North Korea has been exploiting a favourable environment to press its weapons ambitions with the UN Security Council divided and preoccupied over Russia’s war on Ukraine.
The unusually fast pace in testing highlights a brinkmanship aimed at forcing the US to accept the idea of the North as a nuclear power and remove crippling sanctions, according to experts.
Mr Kim has used recent missile tests to warn the North could proactively use its nuclear weapons if threatened or provoked, which observers believe could herald an escalatory doctrine that would increase concerns of South Korea and Japan.

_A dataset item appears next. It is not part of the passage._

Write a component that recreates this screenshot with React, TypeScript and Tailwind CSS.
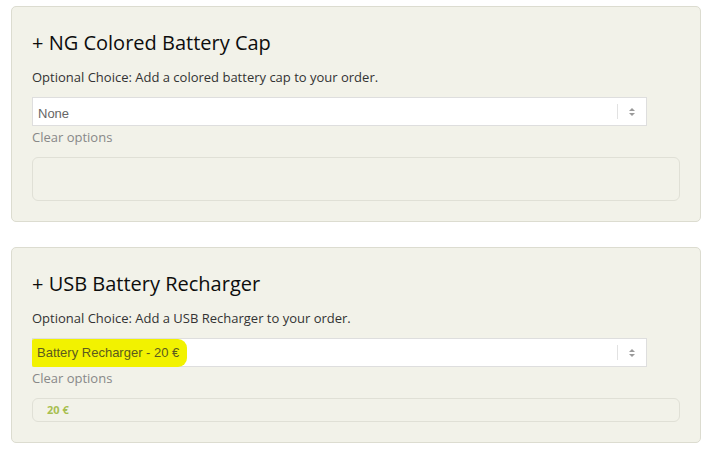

Pyongyang has been pushing hard to acquire the ability to fire nuclear-armed missiles from submarines, which in theory would bolster its deterrent by ensuring the capability to retaliate after a nuclear attack.
Ballistic missile submarines would also add a maritime threat to the North’s growing land-based arsenal.
However, experts say the heavily sanctioned nation would need more time, resources and technological improvements to build a fleet of submarines able to avoid detection and execute strikes.